# Start of Extracted data
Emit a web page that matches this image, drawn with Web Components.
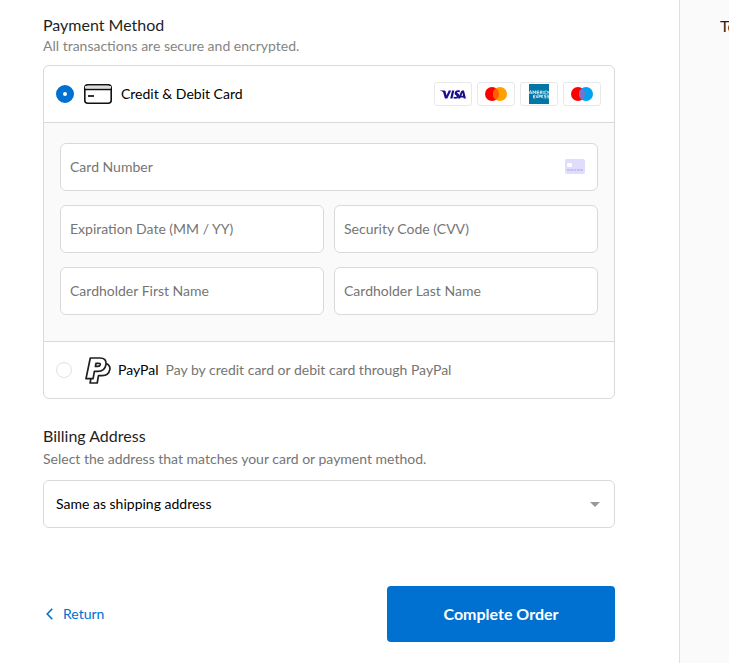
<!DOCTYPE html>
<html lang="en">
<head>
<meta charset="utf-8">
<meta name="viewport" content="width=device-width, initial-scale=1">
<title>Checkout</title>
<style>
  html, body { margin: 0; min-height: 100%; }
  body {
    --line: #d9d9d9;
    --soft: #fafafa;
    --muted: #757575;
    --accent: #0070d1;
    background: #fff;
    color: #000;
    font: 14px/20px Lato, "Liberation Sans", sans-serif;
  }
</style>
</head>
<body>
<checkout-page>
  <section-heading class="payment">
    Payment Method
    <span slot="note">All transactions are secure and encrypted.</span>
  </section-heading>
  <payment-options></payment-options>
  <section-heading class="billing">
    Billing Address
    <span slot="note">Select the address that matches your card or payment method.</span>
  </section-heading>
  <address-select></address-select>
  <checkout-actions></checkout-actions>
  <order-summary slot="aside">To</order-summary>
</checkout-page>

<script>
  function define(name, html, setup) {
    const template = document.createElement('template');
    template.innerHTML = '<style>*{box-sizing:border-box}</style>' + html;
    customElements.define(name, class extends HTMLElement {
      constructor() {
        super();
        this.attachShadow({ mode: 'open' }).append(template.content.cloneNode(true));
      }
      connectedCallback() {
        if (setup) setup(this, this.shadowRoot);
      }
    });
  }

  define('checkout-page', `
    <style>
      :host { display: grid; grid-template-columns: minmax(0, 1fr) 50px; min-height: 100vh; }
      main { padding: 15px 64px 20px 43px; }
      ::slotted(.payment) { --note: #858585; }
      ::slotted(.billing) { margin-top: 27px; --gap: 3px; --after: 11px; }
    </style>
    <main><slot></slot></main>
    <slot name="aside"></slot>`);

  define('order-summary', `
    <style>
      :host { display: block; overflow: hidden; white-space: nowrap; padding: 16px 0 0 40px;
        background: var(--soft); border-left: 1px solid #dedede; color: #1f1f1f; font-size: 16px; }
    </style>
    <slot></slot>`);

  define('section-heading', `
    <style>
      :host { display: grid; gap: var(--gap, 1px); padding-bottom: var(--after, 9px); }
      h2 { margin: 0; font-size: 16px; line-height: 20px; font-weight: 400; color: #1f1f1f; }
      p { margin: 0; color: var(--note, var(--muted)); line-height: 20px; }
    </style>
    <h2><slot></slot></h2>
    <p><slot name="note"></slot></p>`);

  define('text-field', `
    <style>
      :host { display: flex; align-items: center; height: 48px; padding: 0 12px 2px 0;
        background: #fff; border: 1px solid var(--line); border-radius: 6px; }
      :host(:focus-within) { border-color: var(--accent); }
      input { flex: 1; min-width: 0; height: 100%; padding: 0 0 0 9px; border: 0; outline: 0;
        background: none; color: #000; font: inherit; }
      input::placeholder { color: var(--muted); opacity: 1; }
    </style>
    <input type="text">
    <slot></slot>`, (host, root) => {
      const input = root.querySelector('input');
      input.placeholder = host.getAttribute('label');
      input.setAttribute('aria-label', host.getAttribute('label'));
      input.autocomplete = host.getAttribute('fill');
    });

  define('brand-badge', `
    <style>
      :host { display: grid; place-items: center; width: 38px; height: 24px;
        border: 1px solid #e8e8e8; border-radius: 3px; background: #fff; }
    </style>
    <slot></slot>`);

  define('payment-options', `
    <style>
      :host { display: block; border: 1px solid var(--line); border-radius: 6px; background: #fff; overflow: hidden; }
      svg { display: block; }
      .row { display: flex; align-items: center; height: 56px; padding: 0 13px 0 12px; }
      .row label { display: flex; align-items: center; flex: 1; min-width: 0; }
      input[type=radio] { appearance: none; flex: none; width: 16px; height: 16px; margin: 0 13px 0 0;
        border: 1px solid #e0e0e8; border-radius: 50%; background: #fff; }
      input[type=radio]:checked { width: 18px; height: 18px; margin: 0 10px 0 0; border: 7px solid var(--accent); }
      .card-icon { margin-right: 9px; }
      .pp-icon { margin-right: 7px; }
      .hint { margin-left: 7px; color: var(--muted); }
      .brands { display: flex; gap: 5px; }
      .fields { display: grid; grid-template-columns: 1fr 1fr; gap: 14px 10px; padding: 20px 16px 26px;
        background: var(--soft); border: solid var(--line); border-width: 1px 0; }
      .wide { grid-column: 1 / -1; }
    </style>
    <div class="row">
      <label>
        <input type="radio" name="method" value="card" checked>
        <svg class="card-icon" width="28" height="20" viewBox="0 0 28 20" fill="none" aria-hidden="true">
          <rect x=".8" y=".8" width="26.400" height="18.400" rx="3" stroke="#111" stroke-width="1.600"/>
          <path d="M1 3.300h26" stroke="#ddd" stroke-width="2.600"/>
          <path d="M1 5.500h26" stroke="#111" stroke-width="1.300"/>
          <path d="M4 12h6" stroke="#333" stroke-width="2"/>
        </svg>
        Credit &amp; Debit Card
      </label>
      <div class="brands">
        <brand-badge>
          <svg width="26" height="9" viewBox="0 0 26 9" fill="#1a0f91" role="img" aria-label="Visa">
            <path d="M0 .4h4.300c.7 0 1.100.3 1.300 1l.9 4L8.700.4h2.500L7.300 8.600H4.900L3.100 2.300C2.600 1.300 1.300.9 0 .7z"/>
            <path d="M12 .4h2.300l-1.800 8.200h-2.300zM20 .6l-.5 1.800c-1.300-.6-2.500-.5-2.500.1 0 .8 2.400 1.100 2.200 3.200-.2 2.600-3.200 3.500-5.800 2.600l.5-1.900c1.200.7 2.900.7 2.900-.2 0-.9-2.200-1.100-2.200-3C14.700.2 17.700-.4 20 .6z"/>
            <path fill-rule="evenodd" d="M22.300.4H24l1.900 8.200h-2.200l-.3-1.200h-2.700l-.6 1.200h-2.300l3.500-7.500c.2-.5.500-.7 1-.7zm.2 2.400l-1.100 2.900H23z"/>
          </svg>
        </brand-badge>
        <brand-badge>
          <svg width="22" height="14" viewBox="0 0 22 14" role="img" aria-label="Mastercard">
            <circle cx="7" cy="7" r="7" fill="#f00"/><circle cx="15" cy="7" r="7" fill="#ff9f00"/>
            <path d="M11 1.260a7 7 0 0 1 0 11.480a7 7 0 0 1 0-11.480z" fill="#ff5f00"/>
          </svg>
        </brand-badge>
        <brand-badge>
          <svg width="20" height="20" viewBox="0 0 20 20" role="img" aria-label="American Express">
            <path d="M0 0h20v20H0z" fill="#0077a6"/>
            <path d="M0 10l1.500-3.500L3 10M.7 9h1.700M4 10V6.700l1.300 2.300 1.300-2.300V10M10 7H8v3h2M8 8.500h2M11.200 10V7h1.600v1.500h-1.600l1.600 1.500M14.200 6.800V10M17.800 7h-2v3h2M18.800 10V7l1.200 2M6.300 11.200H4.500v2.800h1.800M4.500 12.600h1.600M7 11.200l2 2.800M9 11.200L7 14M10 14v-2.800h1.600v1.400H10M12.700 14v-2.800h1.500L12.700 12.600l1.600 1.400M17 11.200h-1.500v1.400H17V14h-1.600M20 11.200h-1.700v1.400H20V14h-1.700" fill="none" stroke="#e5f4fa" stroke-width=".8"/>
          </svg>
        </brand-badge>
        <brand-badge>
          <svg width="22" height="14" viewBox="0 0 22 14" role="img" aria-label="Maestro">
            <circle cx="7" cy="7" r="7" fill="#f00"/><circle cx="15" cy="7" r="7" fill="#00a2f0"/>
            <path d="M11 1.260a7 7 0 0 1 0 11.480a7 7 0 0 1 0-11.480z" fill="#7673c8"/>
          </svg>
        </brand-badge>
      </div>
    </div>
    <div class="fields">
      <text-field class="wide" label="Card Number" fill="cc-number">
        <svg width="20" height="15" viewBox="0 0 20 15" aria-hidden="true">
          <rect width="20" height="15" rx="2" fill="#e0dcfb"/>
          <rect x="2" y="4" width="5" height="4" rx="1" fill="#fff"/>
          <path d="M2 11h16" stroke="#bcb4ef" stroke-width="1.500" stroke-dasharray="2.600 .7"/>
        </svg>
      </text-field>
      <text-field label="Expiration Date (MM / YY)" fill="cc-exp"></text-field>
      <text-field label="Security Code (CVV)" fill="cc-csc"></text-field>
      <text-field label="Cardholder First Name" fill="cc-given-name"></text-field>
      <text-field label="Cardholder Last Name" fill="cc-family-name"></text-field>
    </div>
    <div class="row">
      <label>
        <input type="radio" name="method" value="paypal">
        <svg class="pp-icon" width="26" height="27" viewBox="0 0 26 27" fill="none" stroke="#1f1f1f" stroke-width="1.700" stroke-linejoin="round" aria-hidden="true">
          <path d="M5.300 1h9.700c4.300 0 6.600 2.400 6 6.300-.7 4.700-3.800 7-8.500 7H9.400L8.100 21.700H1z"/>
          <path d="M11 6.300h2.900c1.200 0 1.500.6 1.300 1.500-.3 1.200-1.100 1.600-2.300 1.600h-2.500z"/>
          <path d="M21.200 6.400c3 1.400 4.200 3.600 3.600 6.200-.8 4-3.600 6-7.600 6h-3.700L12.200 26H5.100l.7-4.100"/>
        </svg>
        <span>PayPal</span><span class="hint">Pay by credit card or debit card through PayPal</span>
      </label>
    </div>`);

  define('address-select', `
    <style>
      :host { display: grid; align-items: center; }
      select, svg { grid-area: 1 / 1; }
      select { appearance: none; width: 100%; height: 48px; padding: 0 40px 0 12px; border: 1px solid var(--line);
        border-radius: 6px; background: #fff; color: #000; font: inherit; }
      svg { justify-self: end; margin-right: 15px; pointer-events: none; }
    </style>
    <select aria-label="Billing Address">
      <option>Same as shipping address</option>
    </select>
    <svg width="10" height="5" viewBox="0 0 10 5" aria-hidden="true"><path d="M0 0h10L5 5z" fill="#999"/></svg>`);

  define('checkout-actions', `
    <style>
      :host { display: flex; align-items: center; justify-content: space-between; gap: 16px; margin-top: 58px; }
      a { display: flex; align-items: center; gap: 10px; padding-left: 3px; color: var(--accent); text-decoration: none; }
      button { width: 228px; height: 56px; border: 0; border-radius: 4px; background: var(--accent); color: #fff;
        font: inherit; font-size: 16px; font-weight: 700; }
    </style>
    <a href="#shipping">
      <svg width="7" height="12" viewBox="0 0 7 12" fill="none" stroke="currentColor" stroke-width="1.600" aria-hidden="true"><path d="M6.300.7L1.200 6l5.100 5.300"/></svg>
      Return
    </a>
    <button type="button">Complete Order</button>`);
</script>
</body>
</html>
# End of Extracted data
# Start of Extracted data
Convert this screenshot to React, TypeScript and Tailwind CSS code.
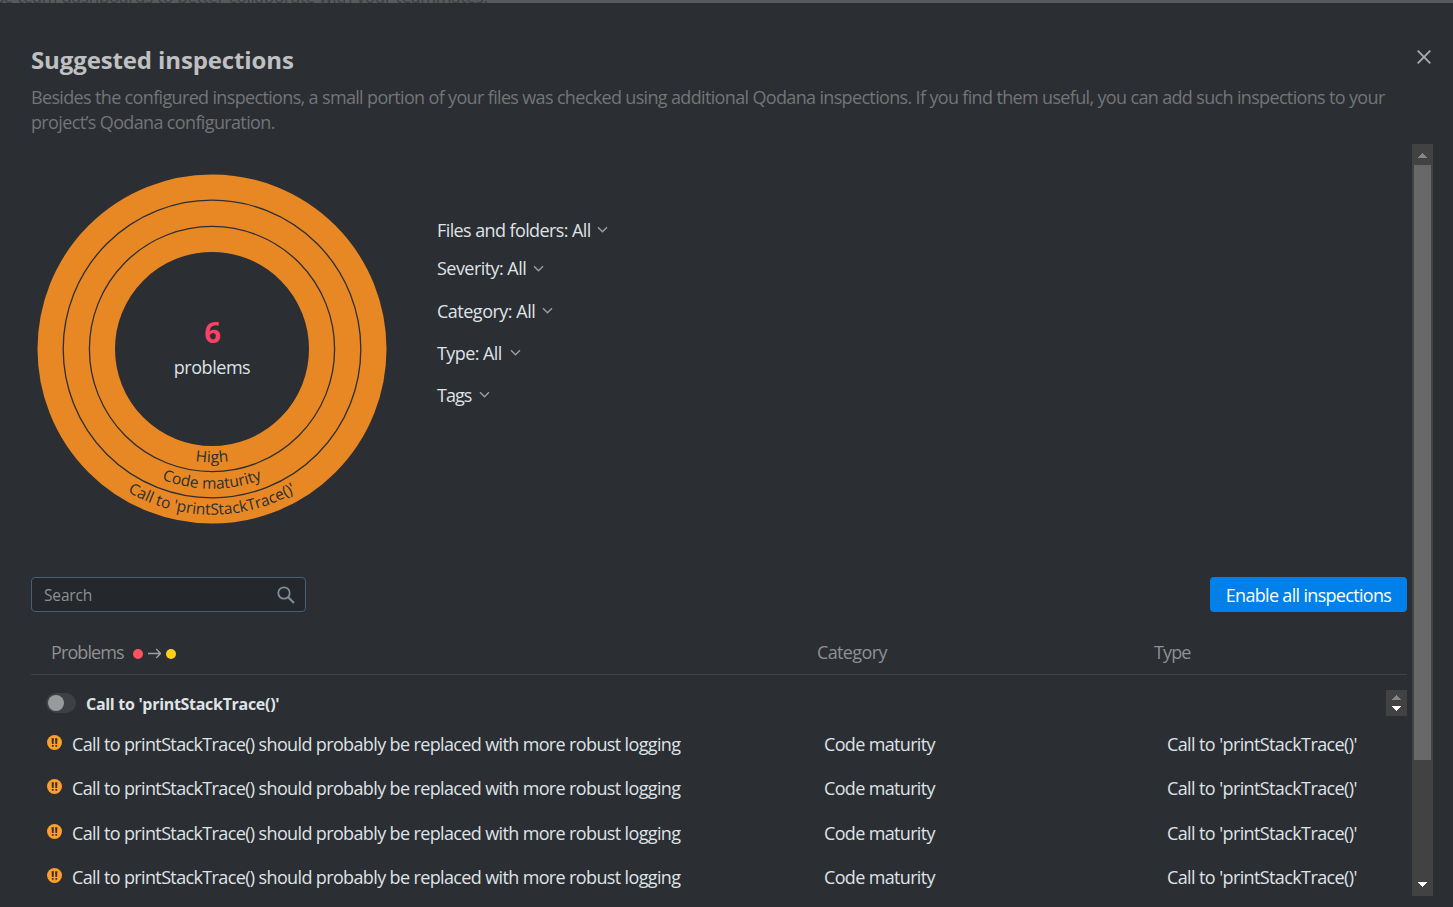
# End of Extracted data
▸ Aim
Scan the lines for the string "this". Copy out each line that matches.

▸ Expected answer
Emit a web page that matches this image, drawn with Web Components.
        this.attachShadow({ mode: 'open' }).append(template.content.cloneNode(true));
        if (setup) setup(this, this.shadowRoot);
Convert this screenshot to React, TypeScript and Tailwind CSS code.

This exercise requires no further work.